[Extracted information]
======
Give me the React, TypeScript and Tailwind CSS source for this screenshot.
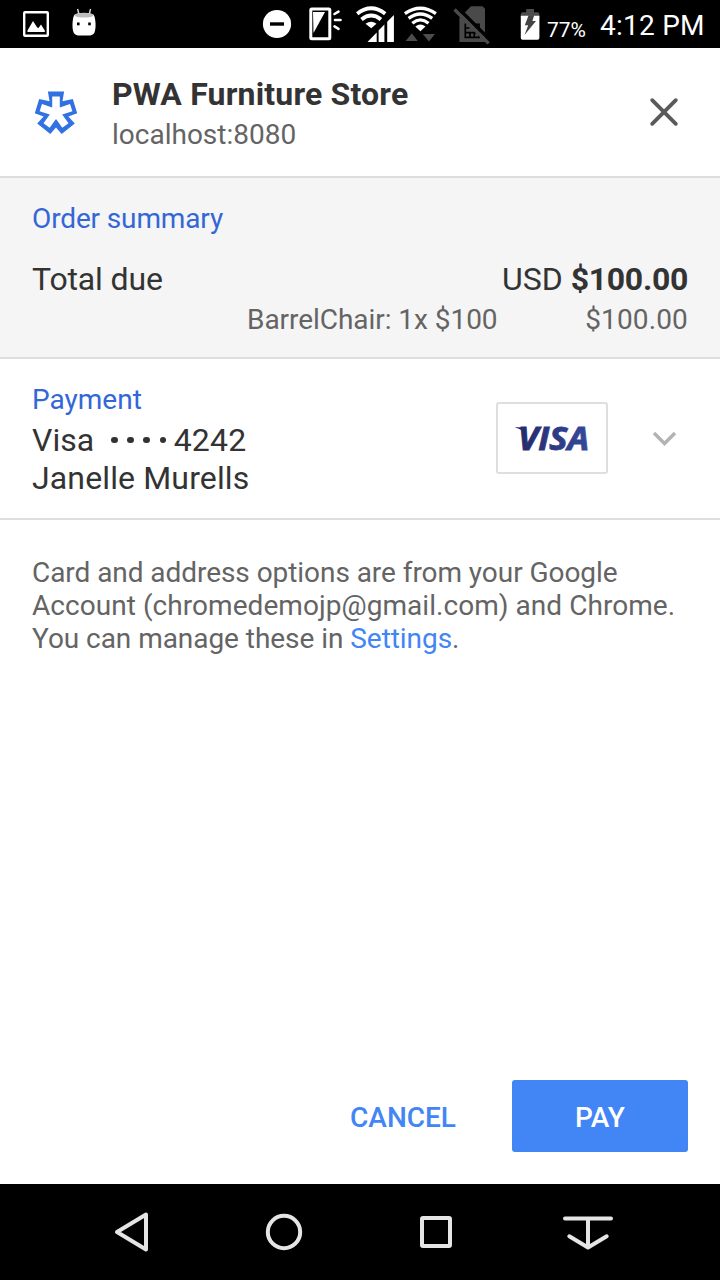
======
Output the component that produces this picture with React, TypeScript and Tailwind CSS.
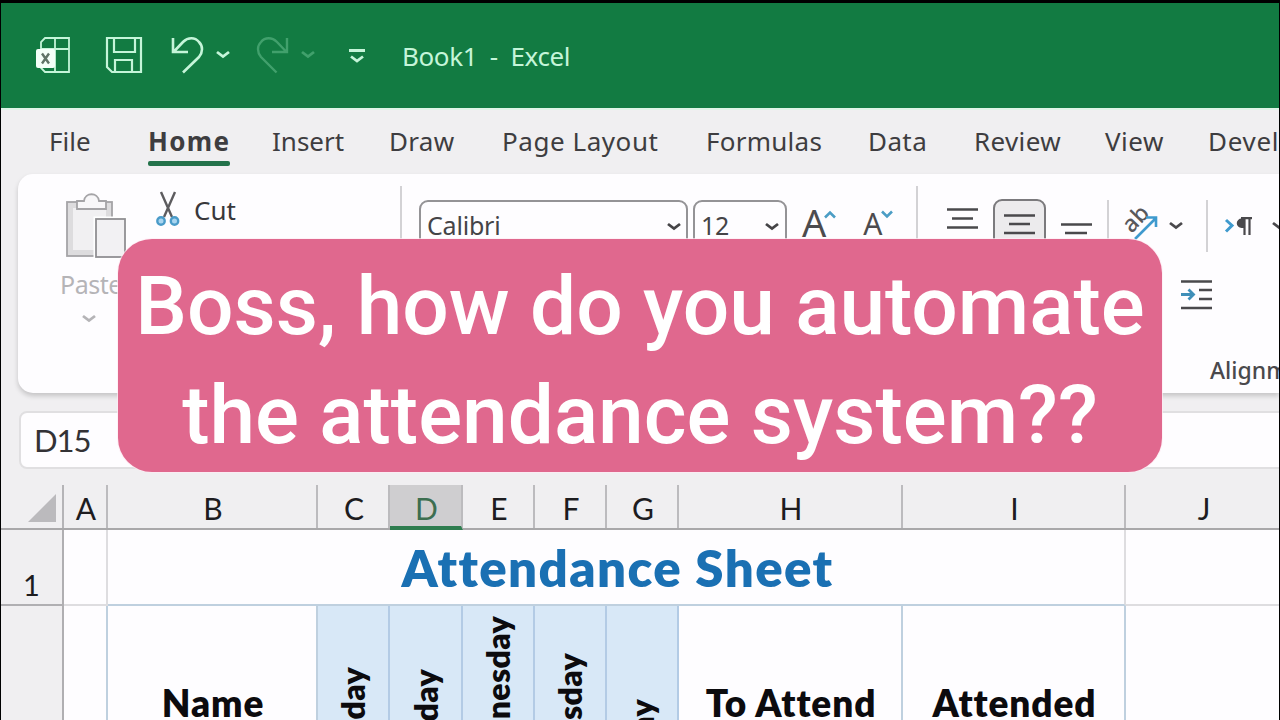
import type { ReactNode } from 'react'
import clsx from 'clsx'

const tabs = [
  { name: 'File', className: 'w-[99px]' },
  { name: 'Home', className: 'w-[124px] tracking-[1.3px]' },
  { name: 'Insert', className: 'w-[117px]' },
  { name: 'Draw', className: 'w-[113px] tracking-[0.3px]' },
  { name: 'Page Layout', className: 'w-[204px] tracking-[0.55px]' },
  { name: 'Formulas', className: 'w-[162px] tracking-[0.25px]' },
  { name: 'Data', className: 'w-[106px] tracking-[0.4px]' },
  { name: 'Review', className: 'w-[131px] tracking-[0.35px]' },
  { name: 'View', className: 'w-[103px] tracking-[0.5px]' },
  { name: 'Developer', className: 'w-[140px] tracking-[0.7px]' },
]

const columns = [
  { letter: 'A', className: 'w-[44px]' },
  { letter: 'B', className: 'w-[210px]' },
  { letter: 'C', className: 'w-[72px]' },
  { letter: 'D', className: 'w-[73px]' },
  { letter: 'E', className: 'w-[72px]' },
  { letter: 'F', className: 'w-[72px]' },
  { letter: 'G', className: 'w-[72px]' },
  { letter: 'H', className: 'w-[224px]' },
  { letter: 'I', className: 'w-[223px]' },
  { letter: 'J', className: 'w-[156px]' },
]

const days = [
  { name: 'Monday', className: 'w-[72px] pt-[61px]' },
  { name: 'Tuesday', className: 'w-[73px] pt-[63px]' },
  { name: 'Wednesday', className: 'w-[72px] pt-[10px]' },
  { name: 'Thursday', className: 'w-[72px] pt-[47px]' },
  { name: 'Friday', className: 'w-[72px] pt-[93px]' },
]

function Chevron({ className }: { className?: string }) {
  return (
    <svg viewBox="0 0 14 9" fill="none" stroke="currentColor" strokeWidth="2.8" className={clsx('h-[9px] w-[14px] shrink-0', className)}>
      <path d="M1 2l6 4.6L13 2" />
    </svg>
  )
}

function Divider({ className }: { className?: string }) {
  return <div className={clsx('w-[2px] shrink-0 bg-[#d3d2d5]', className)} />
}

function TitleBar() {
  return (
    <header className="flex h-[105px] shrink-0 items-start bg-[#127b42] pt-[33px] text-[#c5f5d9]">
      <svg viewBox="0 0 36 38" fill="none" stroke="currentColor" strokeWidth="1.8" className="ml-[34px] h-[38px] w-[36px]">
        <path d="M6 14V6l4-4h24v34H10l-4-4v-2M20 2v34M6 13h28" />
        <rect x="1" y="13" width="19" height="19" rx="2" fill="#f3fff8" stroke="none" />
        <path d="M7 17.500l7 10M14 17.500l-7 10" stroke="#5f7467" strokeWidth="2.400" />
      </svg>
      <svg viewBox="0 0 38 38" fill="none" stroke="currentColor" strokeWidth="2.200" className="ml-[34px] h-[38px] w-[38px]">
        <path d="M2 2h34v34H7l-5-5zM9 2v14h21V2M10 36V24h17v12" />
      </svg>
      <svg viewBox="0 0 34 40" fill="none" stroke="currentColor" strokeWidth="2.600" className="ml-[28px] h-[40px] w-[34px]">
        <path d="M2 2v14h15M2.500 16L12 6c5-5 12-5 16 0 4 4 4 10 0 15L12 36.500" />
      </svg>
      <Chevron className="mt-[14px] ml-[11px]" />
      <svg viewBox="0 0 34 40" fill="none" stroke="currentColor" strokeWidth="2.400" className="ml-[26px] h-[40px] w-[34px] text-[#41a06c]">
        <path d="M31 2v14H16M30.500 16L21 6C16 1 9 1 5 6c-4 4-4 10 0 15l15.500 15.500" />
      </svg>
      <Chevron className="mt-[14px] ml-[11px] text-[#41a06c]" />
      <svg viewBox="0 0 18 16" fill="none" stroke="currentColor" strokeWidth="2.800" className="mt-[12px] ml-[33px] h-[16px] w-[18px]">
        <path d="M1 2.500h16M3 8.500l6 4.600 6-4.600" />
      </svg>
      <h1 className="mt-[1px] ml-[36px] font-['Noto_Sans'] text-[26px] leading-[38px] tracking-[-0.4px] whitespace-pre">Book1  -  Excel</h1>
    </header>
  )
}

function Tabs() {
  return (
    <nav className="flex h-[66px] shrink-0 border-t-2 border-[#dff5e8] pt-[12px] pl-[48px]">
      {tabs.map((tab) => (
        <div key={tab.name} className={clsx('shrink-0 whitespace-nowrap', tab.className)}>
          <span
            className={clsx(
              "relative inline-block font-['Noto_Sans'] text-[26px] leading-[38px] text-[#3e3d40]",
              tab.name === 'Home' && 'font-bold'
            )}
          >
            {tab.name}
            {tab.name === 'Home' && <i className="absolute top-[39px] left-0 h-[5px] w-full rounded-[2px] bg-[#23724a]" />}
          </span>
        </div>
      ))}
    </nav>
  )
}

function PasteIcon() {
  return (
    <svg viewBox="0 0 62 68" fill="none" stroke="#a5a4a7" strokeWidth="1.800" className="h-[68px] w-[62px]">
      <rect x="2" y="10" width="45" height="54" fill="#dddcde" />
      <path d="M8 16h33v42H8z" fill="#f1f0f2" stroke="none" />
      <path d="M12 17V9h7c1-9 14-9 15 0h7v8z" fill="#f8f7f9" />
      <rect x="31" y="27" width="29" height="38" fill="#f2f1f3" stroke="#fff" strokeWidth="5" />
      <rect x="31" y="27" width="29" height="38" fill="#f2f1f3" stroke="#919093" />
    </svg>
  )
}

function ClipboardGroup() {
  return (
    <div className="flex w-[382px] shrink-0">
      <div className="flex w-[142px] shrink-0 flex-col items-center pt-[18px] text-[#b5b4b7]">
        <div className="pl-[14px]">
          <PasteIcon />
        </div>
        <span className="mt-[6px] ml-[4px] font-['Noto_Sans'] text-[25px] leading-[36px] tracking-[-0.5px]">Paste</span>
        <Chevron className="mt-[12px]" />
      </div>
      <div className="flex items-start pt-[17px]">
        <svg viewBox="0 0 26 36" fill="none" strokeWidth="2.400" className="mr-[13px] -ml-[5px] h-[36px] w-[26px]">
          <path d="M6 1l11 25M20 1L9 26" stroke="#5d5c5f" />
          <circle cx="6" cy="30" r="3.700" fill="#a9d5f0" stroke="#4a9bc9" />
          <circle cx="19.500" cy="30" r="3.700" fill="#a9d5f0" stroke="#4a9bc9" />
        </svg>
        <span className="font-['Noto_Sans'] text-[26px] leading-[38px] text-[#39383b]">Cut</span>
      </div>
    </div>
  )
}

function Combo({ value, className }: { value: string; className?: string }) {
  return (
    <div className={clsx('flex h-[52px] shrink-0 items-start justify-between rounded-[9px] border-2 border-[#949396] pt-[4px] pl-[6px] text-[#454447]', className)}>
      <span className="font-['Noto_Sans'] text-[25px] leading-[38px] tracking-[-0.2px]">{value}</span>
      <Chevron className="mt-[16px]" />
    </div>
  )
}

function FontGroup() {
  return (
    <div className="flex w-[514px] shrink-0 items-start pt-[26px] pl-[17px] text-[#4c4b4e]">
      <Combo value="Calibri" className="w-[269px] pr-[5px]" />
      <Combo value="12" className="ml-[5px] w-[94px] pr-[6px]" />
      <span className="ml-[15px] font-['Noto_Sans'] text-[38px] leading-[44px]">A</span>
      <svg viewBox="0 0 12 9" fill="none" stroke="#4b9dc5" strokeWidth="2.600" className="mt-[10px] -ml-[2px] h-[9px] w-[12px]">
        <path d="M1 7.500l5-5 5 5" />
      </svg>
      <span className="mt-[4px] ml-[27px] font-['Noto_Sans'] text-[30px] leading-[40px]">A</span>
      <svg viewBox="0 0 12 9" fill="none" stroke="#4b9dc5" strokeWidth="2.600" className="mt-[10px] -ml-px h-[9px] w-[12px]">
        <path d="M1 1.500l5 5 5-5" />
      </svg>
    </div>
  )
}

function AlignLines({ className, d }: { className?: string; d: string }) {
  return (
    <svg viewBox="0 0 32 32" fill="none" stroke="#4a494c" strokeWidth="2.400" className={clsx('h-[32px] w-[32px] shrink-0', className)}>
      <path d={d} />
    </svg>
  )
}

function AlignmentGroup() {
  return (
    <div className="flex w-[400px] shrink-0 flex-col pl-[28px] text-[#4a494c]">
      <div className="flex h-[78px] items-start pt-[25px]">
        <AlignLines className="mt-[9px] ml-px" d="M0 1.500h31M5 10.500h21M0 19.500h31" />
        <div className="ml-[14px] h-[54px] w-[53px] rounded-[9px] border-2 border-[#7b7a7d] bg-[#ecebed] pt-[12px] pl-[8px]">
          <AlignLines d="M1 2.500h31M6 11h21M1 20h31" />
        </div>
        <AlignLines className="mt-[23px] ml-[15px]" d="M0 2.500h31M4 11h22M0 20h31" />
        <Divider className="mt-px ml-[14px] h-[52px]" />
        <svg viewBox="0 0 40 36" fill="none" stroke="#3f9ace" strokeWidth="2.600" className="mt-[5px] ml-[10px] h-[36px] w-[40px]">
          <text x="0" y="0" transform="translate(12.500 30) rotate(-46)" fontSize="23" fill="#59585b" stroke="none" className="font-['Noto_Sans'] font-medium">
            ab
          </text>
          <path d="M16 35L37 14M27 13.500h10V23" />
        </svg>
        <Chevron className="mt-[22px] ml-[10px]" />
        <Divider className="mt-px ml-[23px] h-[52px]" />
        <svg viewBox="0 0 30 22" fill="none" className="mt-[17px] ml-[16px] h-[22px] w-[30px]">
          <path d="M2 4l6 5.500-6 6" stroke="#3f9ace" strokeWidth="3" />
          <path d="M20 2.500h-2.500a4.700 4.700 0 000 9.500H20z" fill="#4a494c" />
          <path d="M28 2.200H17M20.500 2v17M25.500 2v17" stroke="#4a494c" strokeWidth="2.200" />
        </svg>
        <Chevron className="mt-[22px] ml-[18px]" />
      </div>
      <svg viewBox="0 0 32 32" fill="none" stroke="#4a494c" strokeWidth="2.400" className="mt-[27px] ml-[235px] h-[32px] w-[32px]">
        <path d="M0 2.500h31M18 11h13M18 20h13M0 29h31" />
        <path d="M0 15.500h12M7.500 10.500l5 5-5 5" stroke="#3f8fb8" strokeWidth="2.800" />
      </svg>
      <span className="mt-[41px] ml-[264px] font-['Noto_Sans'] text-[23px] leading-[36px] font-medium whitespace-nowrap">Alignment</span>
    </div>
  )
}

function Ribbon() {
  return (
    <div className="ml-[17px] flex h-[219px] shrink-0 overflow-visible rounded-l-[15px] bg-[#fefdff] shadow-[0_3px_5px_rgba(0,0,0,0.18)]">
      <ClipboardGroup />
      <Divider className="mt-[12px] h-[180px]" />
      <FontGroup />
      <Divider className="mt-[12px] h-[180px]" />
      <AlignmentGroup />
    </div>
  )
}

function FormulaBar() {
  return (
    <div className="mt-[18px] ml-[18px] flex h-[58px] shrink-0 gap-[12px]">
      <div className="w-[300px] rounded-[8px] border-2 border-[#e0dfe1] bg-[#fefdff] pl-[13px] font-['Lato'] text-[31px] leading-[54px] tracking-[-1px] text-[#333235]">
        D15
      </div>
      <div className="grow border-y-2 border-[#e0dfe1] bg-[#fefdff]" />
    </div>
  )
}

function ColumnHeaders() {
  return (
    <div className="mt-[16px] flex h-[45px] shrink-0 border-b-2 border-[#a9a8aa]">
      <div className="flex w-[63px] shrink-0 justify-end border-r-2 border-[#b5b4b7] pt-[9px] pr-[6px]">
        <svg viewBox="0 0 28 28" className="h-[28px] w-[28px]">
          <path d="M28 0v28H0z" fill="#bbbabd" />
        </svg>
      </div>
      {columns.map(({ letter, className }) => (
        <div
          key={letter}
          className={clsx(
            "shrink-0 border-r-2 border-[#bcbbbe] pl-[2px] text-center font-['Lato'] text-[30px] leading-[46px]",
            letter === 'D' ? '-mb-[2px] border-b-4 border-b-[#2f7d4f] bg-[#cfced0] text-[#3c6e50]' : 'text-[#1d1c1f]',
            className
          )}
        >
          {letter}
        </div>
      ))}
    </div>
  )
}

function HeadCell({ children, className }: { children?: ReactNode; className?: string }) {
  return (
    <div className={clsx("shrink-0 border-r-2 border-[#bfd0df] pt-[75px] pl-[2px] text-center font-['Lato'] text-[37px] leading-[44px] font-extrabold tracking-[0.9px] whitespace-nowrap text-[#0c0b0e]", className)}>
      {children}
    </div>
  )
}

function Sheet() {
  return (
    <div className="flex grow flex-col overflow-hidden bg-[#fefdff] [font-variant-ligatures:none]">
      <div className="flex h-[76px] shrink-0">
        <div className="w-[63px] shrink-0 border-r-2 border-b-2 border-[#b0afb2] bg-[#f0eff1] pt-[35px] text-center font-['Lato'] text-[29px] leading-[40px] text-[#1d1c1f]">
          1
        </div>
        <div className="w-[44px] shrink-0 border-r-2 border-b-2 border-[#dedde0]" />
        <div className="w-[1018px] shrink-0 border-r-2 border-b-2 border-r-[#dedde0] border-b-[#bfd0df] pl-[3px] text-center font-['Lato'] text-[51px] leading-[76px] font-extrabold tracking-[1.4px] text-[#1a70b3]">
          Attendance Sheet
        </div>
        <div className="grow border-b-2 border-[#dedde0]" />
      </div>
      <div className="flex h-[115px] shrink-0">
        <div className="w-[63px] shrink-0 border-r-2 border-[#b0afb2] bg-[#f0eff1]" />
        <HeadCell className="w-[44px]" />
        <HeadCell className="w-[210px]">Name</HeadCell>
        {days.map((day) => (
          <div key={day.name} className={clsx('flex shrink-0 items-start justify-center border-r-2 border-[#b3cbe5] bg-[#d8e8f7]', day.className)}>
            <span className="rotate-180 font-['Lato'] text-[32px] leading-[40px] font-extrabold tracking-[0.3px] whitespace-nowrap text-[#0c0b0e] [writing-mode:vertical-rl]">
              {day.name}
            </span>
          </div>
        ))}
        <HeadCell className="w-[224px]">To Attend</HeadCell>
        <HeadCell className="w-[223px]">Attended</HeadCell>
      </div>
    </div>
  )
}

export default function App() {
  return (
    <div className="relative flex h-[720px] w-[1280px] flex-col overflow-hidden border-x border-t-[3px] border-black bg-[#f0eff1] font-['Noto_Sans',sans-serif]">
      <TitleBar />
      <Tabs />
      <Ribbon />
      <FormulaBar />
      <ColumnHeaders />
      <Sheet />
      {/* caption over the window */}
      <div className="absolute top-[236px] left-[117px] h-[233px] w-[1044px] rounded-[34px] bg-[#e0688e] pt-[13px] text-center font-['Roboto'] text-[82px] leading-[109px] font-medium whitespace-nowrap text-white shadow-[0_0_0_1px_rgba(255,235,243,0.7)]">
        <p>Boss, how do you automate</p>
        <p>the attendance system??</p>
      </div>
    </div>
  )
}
======
[What needs to be done]
Repeat exactly the lines above, from the line that contains "Output the component" down through the line that contains "import clsx from 'clsx'". Include both of those lines and none of the pictures.

[Written response]
Output the component that produces this picture with React, TypeScript and Tailwind CSS.
import type { ReactNode } from 'react'
import clsx from 'clsx'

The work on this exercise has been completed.